Jackson State is a member of the Division I Football Championship Subdivision (FCS) and the Southwestern Athletic Conference. Currently, JSU fields teams in basketball, track and field, cross country, baseball, softball, golf, tennis, soccer, bowling, volleyball, and football. The university's mascot is the Tiger, and the teams are sometimes referred to as the "Blue Bengals."

The JSU Tigers football team alumni includes Pro Football Hall of Famers Lem Barney, Jackie Slater and Walter Payton, and former Jacksonville Jaguars wide receiver Jimmy Smith.

JSU participates in a number of notable football games with rival colleges. These include:

Orange Blossom Classic - played against Florida A&M in Miami 
Jackson State's homecoming football game is annually one of the highest attended and most anticipated home games
Jackson State–Southern University rivalry – played on a rotating home-and-home schedule
 Soul Bowl (formerly Capital City Classic) – played against Alcorn State on a rotating home-and-home schedule

Sonic Boom of the  South

The marching band began in the 1940s at what was then Jackson State College, under the directorship of Frederick D. Hall, who had directed a band at the college as early as the 1920s, in addition to the chorus and orchestra. It was initially made up of students from Jackson College and Lanier High School. Founded as the Jackson State University Marching Band, the name "Sonic Boom of the South" was adopted by the school in 1971, after having been suggested by band members. The first full-time band director, William W. Davis, was appointed in 1948, replacing Charles Saulsburg, who had been director since 1947. Davis had previously played trumpet in Cab Calloway's band, and Calloway's musical style and showmanship influenced Davis's conceptualization of the marching band. The band at this time had around 20 members, increasing to 88 in 1963. Davis retired as director in 1971, but remained the chief arranger for the band. He was replaced by Harold J. Haughton. Haughton was instrumental in the creation of the Prancing J-Settes, the band's accompanying danceline.

Student life

Student body
As of fall 2017, 75% of Jackson State's student community was from Mississippi, with the majority from Hinds County and Madison County.  The top three feeder states were Illinois (419 students), Louisiana (227), and Tennessee (192). China accounted for the highest number of international students on campus. 90% of students identified as Black, 6% identified as white, and 4% identified with various race categories. 34% of students were male, and 66% of students were female.

Student organizations

Jackson State University offers over 100 registered student organizations on campus.  There are academic, residential, religious, Greek, and special interest groups established to serve the diverse interests of JSU's student community.

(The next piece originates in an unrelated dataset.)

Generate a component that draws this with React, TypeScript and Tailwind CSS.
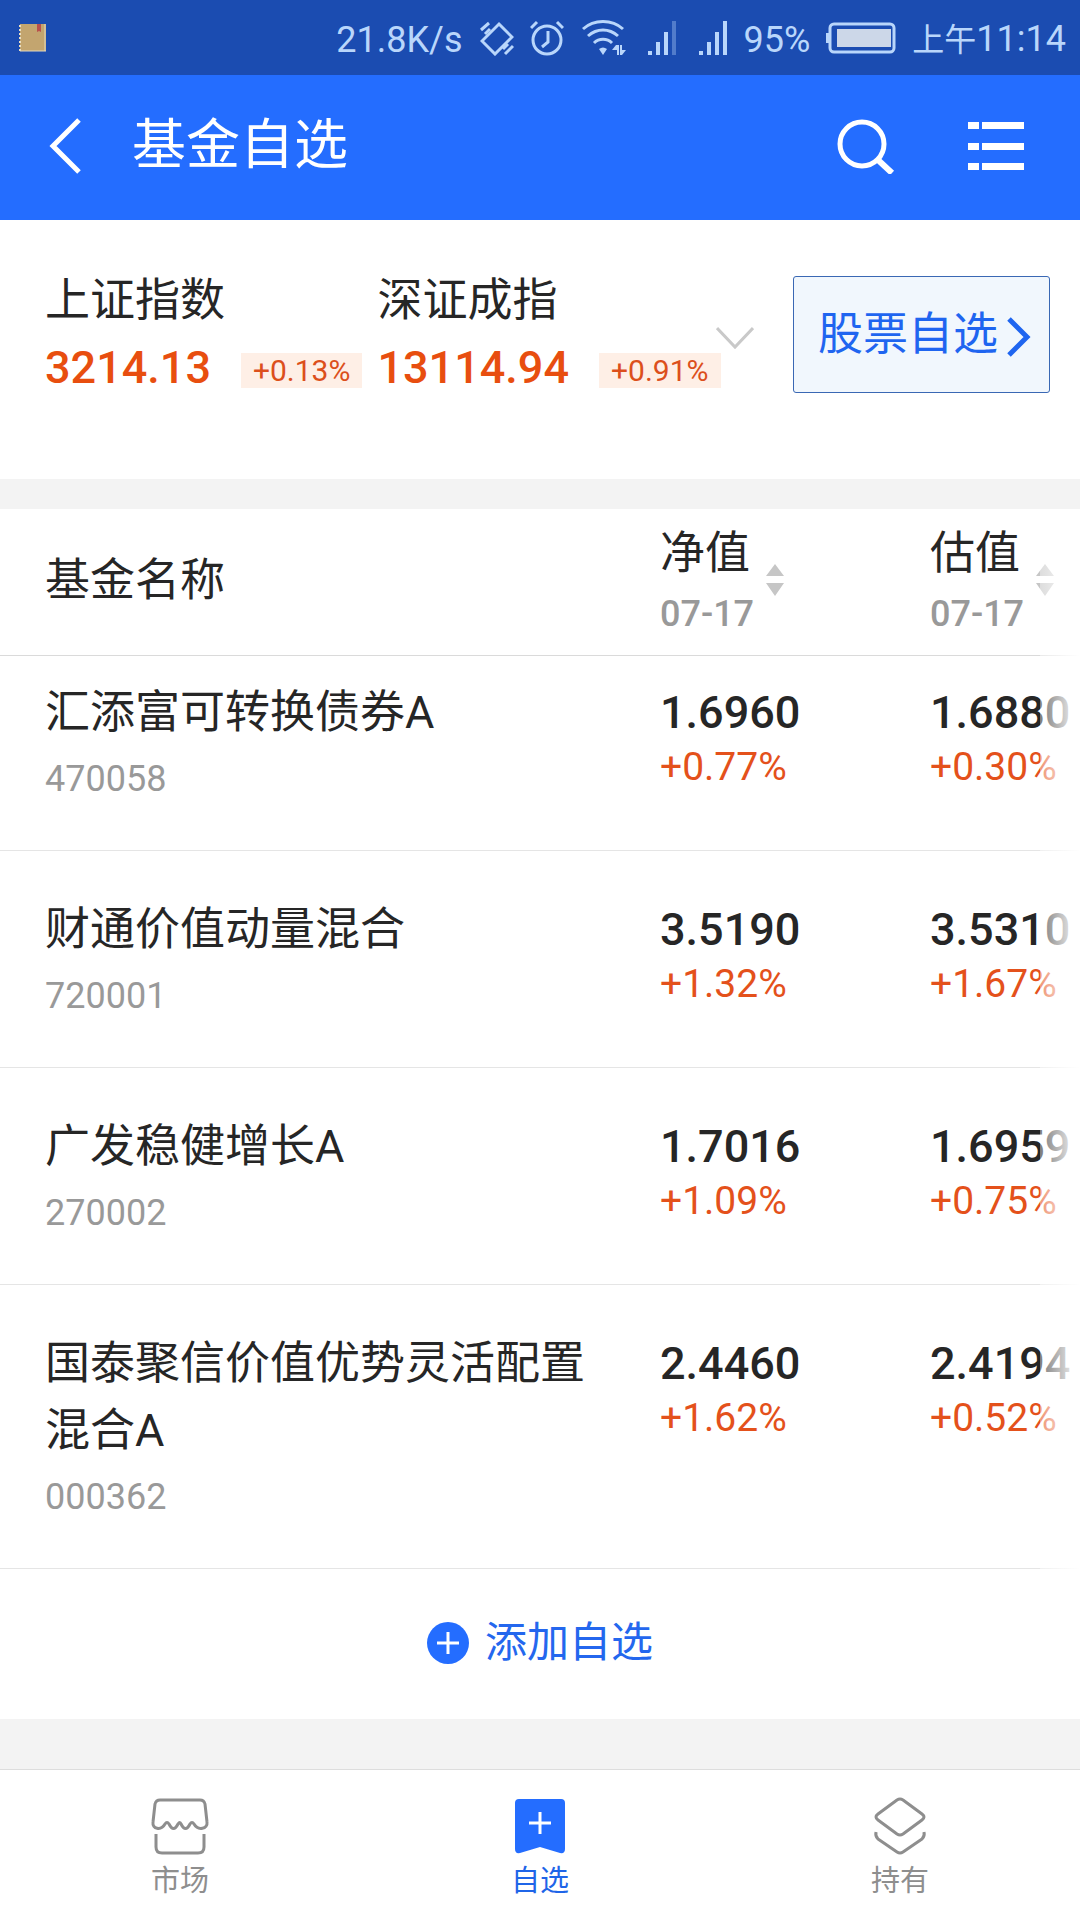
import React from "react";

type Fund = {
  name: string;
  code: string;
  net: string;
  netChange: string;
  estimate: string;
  estimateChange: string;
};

const funds: Fund[] = [
  { name: "汇添富可转换债券A", code: "470058", net: "1.6960", netChange: "+0.77%", estimate: "1.6880", estimateChange: "+0.30%" },
  { name: "财通价值动量混合", code: "720001", net: "3.5190", netChange: "+1.32%", estimate: "3.5310", estimateChange: "+1.67%" },
  { name: "广发稳健增长A", code: "270002", net: "1.7016", netChange: "+1.09%", estimate: "1.6959", estimateChange: "+0.75%" },
  { name: "国泰聚信价值优势灵活配置混合A", code: "000362", net: "2.4460", netChange: "+1.62%", estimate: "2.4194", estimateChange: "+0.52%" },
];

const indices = [
  { name: "上证指数", value: "3214.13", change: "+0.13%" },
  { name: "深证成指", value: "13114.94", change: "+0.91%" },
];

function NotebookIcon() {
  return (
    <svg width="30" height="30" viewBox="0 0 30 30" aria-hidden="true">
      <rect x="3" y="1" width="26" height="27" fill="#c3a56f" />
      <path d="M3 2v26" stroke="#eadfc4" strokeWidth="2" strokeDasharray="2 2" />
      <path d="M3 28h26" stroke="#e3d8bd" strokeWidth="1" fill="none" />
      <path d="M28 1v27" stroke="#e3d8bd" strokeWidth="1" />
      <path d="M20 1h4v8l-2-1-2 1z" fill="#b9504c" />
    </svg>
  );
}

function RotateIcon() {
  return (
    <svg width="34" height="36" viewBox="0 0 34 36" fill="none" stroke="currentColor" aria-hidden="true">
      <path d="M19 4 32 17 15 34 2 21Z" strokeWidth="3" />
      <path d="M1 10 9 3M5 14l5-5M25 34l8-8M23 29l5-5" strokeWidth="3" />
    </svg>
  );
}

function AlarmIcon() {
  return (
    <svg width="34" height="36" viewBox="0 0 34 36" fill="none" stroke="currentColor" strokeWidth="3" aria-hidden="true">
      <circle cx="17" cy="20" r="14" />
      <path d="M18 11v11l-6 5M1 8l6-6M33 8l-6-6" />
    </svg>
  );
}

function WifiIcon() {
  return (
    <svg width="44" height="36" viewBox="0 0 44 36" fill="none" stroke="currentColor" strokeWidth="3" aria-hidden="true">
      <path d="M1 9C12-1 30-1 41 9M6 16C15 8 27 8 36 16M12 23c5-5 13-5 18 0" />
      <path d="m21 35-4-6q4-3 8 0z" fill="currentColor" stroke="none" />
      <path d="M35 35v-5h-5l4-5h3v10zM38 25h2v5h4l-4 5h-2z" fill="currentColor" stroke="none" />
    </svg>
  );
}

function SignalIcon({ full }: { full: boolean }) {
  return (
    <svg width="28" height="36" viewBox="0 0 28 36" fill="currentColor" aria-hidden="true">
      <rect x="0" y="31" width="4" height="4" />
      <rect x="8" y="22" width="4" height="13" />
      <rect x="16" y="12" width="4" height="23" />
      <rect x="24" y="1" width="4" height="34" opacity={full ? 1 : 0.35} />
    </svg>
  );
}

function BatteryIcon() {
  return (
    <svg width="70" height="32" viewBox="0 0 70 32" aria-hidden="true">
      <rect x="0" y="11" width="4" height="10" fill="#b9d6fb" />
      <rect x="4" y="2" width="64" height="28" rx="4" fill="none" stroke="#b9d6fb" strokeWidth="3" />
      <rect x="11" y="7" width="54" height="18" fill="#ccd7e8" />
    </svg>
  );
}

function StatusBar() {
  return (
    <div className="flex h-[75px] items-center justify-between bg-[#1b4cb1] pl-[17px] pr-[14px] text-[36px] leading-[42px] text-[#b9d6fb]">
      <NotebookIcon />
      <div className="flex items-center">
        <span className="pt-1">21.8K/s</span>
        <span className="ml-[18px]"><RotateIcon /></span>
        <span className="ml-4"><AlarmIcon /></span>
        <span className="ml-[18px]"><WifiIcon /></span>
        <span className="ml-[22px]"><SignalIcon full={false} /></span>
        <span className="ml-[23px]"><SignalIcon full /></span>
        <span className="ml-4 pt-1">95%</span>
        <span className="ml-4"><BatteryIcon /></span>
        <span className="ml-4 pt-1 whitespace-nowrap"><span className="text-[32px]">上午</span>11:14</span>
      </div>
    </div>
  );
}

function Header() {
  return (
    <header className="flex h-[145px] items-center bg-[#246dff] pb-[3px] pl-[48px] pr-[54px] text-white">
      <button type="button" aria-label="返回">
        <svg width="34" height="56" viewBox="0 0 34 56" fill="none" stroke="currentColor" strokeWidth="5" className="block">
          <path d="M31 2 5 28l26 26" />
        </svg>
      </button>
      <h1 className="ml-[50px] flex-1 text-[54px] leading-[72px] font-normal">基金自选</h1>
      <button type="button" aria-label="搜索">
        <svg width="60" height="56" viewBox="0 0 60 56" fill="none" stroke="currentColor" strokeWidth="5" className="block">
          <circle cx="26" cy="26" r="22" />
          <path d="m41 41 15 14" strokeWidth="6" />
        </svg>
      </button>
      <button type="button" aria-label="菜单" className="ml-[72px]">
        <svg width="58" height="50" viewBox="0 0 58 50" fill="currentColor" className="block">
          <path d="M0 1h11v7H0zM14 1h42v7H14zM0 22h11v7H0zM14 22h42v7H14zM0 42h11v7H0zM14 42h42v7H14z" />
        </svg>
      </button>
    </header>
  );
}

function IndexPanel() {
  return (
    <section className="flex h-[259px] items-start bg-white pt-14 pr-[30px] pl-[45px]">
      <div className="flex gap-[15px] pt-px">
        {indices.map((index) => (
          <div key={index.name}>
            <div className="text-[45px] leading-[48px] text-[#262626]">{index.name}</div>
            <div className="mt-5 flex items-center gap-[30px] text-[#e84e0f]">
              <span className="text-[45px] leading-[46px] font-medium">{index.value}</span>
              <span className="mt-1 bg-[#feefe6] px-3 text-[30px] leading-[35px] text-[#dc4f1c]">{index.change}</span>
            </div>
          </div>
        ))}
      </div>
      <button type="button" aria-label="展开指数" className="mt-[50px] -ml-[5px]">
        <svg width="38" height="24" viewBox="0 0 38 24" fill="none" stroke="#c9c9c9" strokeWidth="3" className="block">
          <path d="m1 2 18 19L37 2" />
        </svg>
      </button>
      <a href="#stocks" className="ml-auto flex h-[117px] w-[257px] items-center gap-[9px] rounded-[3px] border border-[#3a68b4] bg-[#f1f7fd] pl-6 text-[45px] leading-[60px] whitespace-nowrap text-[#1f65f0]">
        股票自选
        <svg width="24" height="40" viewBox="0 0 24 40" fill="none" stroke="currentColor" strokeWidth="5" className="mt-1 shrink-0">
          <path d="m2 2 18 18L2 38" />
        </svg>
      </a>
    </section>
  );
}

function SortHeader({ label, date }: { label: string; date: string }) {
  return (
    <button type="button" className="flex items-center gap-3 text-left">
      <span>
        <span className="block text-[45px] leading-[60px] font-normal text-[#262626]">{label}</span>
        <span className="block text-[36px] leading-[60px] font-medium text-[#999999]">{date}</span>
      </span>
      <svg width="18" height="34" viewBox="0 0 18 34" fill="#c6c6c6" aria-hidden="true" className="mb-2">
        <path d="M9 1l9 12H0zM9 33l9-13H0z" />
      </svg>
    </button>
  );
}

function ValueCell({ value, change }: { value: string; change: string }) {
  return (
    <>
      <div className="text-[45px] leading-[67px] font-medium text-[#262626]">{value}</div>
      <div className="text-[39px] leading-[42px] text-[#e4511b]">{change}</div>
    </>
  );
}

function FundTable() {
  return (
    <section className="relative overflow-hidden bg-white">
      <table className="w-full table-fixed border-collapse">
        <colgroup>
          <col />
          <col className="w-[270px]" />
          <col className="w-[150px]" />
        </colgroup>
        <thead>
          <tr className="border-b border-[#dadada]">
            <th scope="col" className="pt-3 pb-[14px] pl-[45px] text-left text-[45px] leading-[60px] font-normal text-[#262626]">基金名称</th>
            <th scope="col" className="pt-[15px] pb-[11px] text-left"><SortHeader label="净值" date="07-17" /></th>
            <th scope="col" className="pt-[15px] pb-[11px] text-left"><SortHeader label="估值" date="07-17" /></th>
          </tr>
        </thead>
        <tbody>
          {funds.map((fund) => (
            <tr key={fund.code} className="group border-b border-[#e5e5e5] align-top">
              <td className="pt-[45px] pr-[70px] pb-[37px] pl-[45px] group-first:pt-[23px]">
                <div className="text-[45px] leading-[67px] text-[#262626]">{fund.name}</div>
                <div className="text-[36px] leading-[67px] text-[#999999]">{fund.code}</div>
              </td>
              <td className="pt-[45px] group-first:pt-[23px]"><ValueCell value={fund.net} change={fund.netChange} /></td>
              <td className="pt-[45px] group-first:pt-[23px]"><ValueCell value={fund.estimate} change={fund.estimateChange} /></td>
            </tr>
          ))}
        </tbody>
      </table>
      <div className="pointer-events-none absolute inset-y-0 right-0 w-10 bg-linear-to-r from-white/40 to-white" />
    </section>
  );
}

function MarketIcon() {
  return (
    <svg width="60" height="60" viewBox="0 0 60 60" fill="none" stroke="currentColor" strokeWidth="3" strokeLinejoin="round" aria-hidden="true">
      <path d="M10 4h40q4 0 5 4l2 18c1 7-9 9-13 2q-2-3-4 0c-3 6-6 6-9 0q-1-3-3 0c-3 6-6 6-9 0q-2-3-4 0C11 35 2 33 3 26L5 8q1-4 5-4z" />
      <path d="M6 38v13q0 6 6 6h36q6 0 6-6V38" />
    </svg>
  );
}

function BookmarkIcon() {
  return (
    <svg width="60" height="60" viewBox="0 0 60 60" aria-hidden="true">
      <path d="M9 3h42q4 0 4 4v46q0 5-5 4l-20-6-20 6q-5 1-5-4V7q0-4 4-4z" fill="#246dff" />
      <path d="M30 16v22M19 27h22" stroke="white" strokeWidth="3" />
    </svg>
  );
}

function LayersIcon() {
  return (
    <svg width="60" height="60" viewBox="0 0 60 60" fill="none" stroke="currentColor" strokeWidth="3" strokeLinejoin="round" aria-hidden="true">
      <path d="M27 4q3-2 6 0l19 14q4 3 0 6L33 38q-3 2-6 0L8 24q-4-3 0-6z" />
      <path d="M6 36q-1 4 2 7l19 13q3 2 6 0l19-13q3-3 2-7" />
    </svg>
  );
}

function BottomNav() {
  return (
    <nav className="grid h-[151px] grid-cols-3 border-t border-[#dddddd] bg-white text-[29px] leading-[42px] text-[#8e8e8e]">
      <a href="#market" className="flex flex-col items-center gap-1 pt-[26px]"><MarketIcon />市场</a>
      <a href="#favorites" aria-current="page" className="flex flex-col items-center gap-1 pt-[26px] text-[#1f65e8]"><BookmarkIcon />自选</a>
      <a href="#holdings" className="flex flex-col items-center gap-1 pt-[26px]"><LayersIcon />持有</a>
    </nav>
  );
}

export default function App() {
  return (
    <div className="flex min-h-screen flex-col bg-[#f3f3f3] font-['Roboto','Noto_Sans_CJK_SC',sans-serif]">
      <StatusBar />
      <Header />
      <main className="flex-1">
        <IndexPanel />
        <div className="mt-[30px]">
          <FundTable />
        </div>
        <div className="flex justify-center bg-white pt-11 pb-[46px]">
          <button type="button" className="flex items-center gap-4 text-[42px] leading-[60px] text-[#2467ee]">
            <svg width="42" height="42" viewBox="0 0 42 42" aria-hidden="true">
              <circle cx="21" cy="21" r="21" fill="#246dff" />
              <path d="M21 10v22M10 21h22" stroke="white" strokeWidth="3" />
            </svg>
            添加自选
          </button>
        </div>
      </main>
      <BottomNav />
    </div>
  );
}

All student organizations are governed under the Student Affairs division.

National Pan Hellenic Council
Jackson State University's National Pan Hellenic Council (NPHC) includes all nine NPHC organizations:

 Gamma Rho, Alpha Kappa Alpha sorority
 Delta Pi, Delta Sigma Theta sorority
 Upsilon Epsilon, Omega Psi Phi fraternity
 Delta Phi, Alpha Phi Alpha fraternity
 Delta Delta, Kappa Alpha Psi fraternity
 Alpha Beta, Phi Beta Sigma fraternity
 Lambda Beta, Zeta Phi Beta sorority
 Alpha Tau, Sigma Gamma Rho sorority
 Delta Psi, Iota Phi Theta fraternity

Academic honor societies
Jackson State University offers over 30 academic honor societies for excelling students.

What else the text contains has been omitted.